EXERCISE DETAILS: Where the string "this" occurs in the material below, report the whole line.

BEGIN SOURCE EXCERPT

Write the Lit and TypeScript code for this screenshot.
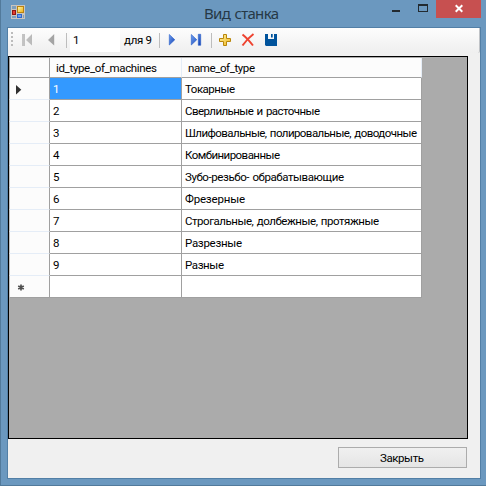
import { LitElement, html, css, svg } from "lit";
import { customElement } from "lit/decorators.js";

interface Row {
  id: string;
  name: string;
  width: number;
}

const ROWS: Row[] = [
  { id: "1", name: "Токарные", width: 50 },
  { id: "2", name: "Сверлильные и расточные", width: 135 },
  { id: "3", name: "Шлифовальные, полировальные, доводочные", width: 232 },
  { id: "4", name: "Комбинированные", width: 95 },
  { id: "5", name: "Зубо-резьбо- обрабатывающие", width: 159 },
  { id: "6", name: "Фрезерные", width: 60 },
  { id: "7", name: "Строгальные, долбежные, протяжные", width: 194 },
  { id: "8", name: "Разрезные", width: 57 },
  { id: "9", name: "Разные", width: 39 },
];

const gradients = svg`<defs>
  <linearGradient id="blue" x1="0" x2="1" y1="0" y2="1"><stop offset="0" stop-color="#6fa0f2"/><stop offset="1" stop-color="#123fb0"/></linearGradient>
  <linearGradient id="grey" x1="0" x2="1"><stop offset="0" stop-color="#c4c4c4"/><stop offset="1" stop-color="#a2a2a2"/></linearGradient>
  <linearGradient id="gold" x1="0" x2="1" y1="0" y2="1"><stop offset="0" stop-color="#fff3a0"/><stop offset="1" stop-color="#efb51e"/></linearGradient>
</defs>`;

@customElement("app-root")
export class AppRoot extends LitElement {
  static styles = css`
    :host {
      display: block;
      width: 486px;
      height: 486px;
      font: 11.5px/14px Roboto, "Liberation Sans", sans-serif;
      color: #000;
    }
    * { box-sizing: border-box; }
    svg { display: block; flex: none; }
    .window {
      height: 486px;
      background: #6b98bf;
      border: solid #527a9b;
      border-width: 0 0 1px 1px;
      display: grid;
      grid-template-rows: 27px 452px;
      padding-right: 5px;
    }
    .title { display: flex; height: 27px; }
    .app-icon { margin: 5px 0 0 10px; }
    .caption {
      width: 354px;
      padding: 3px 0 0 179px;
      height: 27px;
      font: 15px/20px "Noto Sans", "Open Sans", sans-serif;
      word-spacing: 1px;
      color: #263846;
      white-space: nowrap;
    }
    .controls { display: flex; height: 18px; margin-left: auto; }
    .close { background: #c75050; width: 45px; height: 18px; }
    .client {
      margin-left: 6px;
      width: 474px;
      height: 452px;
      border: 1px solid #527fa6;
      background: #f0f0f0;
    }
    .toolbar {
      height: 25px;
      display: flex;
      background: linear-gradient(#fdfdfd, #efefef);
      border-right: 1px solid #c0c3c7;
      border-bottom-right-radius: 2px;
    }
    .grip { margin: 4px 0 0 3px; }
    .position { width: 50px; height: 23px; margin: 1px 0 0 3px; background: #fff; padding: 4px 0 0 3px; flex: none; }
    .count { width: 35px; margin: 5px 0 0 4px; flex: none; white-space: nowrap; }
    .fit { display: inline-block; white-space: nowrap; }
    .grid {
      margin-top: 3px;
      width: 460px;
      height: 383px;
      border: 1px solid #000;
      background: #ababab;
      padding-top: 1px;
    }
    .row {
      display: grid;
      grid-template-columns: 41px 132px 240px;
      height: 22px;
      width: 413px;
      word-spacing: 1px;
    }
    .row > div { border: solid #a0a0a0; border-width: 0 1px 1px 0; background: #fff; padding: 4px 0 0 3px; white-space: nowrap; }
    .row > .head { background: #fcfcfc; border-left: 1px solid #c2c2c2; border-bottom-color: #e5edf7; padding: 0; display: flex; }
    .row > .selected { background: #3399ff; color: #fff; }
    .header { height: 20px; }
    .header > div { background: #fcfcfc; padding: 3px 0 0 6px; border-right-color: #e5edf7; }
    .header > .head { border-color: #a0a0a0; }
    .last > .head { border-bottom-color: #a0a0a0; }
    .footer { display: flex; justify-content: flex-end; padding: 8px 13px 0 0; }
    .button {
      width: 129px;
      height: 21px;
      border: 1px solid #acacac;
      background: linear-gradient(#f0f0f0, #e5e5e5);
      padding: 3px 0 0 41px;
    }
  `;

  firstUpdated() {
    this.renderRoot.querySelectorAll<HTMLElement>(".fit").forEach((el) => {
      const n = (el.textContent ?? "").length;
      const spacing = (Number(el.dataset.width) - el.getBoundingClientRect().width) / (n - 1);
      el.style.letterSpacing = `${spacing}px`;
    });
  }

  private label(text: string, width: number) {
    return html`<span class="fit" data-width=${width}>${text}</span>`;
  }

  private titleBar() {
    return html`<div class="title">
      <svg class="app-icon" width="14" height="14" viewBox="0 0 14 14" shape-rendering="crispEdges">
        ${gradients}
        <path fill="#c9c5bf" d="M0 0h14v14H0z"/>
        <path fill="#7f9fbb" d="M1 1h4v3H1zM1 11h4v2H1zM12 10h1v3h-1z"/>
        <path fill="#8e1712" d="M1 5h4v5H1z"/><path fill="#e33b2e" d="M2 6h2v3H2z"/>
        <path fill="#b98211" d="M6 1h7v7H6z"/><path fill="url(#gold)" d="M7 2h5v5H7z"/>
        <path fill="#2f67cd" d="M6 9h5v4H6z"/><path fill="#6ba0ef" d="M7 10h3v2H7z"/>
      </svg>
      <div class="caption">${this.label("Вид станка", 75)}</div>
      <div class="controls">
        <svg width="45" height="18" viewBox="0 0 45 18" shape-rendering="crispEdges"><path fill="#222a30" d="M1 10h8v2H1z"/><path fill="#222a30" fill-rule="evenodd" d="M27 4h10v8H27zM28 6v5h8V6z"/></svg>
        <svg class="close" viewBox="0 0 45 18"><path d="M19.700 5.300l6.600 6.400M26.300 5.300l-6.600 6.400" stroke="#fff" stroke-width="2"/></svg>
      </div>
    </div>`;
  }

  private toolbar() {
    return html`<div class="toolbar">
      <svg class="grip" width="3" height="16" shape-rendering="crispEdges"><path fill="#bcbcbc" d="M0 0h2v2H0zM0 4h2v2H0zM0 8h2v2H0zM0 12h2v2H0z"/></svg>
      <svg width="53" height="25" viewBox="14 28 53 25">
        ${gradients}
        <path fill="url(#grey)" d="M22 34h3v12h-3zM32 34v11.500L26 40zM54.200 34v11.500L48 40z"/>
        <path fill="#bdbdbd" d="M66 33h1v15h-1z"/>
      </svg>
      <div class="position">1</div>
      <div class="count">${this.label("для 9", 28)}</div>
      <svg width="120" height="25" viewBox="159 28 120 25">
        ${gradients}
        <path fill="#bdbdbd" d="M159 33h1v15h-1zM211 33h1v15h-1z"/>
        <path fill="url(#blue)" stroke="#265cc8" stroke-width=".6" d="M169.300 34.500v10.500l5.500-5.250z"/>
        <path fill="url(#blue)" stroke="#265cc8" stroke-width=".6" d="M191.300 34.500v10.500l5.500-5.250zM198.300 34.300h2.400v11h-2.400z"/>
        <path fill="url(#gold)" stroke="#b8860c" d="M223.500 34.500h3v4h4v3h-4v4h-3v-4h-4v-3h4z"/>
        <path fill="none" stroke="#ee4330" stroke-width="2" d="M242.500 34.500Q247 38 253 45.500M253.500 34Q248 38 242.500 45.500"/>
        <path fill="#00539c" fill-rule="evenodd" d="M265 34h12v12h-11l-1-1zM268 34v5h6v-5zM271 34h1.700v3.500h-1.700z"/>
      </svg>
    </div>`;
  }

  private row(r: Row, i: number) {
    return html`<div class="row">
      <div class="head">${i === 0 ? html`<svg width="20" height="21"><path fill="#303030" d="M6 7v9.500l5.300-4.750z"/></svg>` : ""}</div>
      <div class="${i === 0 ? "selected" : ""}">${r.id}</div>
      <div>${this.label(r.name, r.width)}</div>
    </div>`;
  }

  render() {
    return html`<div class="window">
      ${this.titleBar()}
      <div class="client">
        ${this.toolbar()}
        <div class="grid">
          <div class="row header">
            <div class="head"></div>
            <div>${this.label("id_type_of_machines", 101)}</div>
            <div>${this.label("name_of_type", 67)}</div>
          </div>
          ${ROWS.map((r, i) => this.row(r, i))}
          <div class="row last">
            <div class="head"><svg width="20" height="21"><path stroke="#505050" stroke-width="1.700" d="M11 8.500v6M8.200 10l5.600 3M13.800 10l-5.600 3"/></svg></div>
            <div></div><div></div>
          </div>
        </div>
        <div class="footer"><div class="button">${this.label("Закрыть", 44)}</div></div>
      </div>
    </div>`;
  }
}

END SOURCE EXCERPT

ANSWER:
Write the Lit and TypeScript code for this screenshot.
    this.renderRoot.querySelectorAll<HTMLElement>(".fit").forEach((el) => {
      <div class="caption">${this.label("Вид станка", 75)}</div>
      <div class="count">${this.label("для 9", 28)}</div>
      <div>${this.label(r.name, r.width)}</div>
      ${this.titleBar()}
        ${this.toolbar()}
            <div>${this.label("id_type_of_machines", 101)}</div>
            <div>${this.label("name_of_type", 67)}</div>
          ${ROWS.map((r, i) => this.row(r, i))}
        <div class="footer"><div class="button">${this.label("Закрыть", 44)}</div></div>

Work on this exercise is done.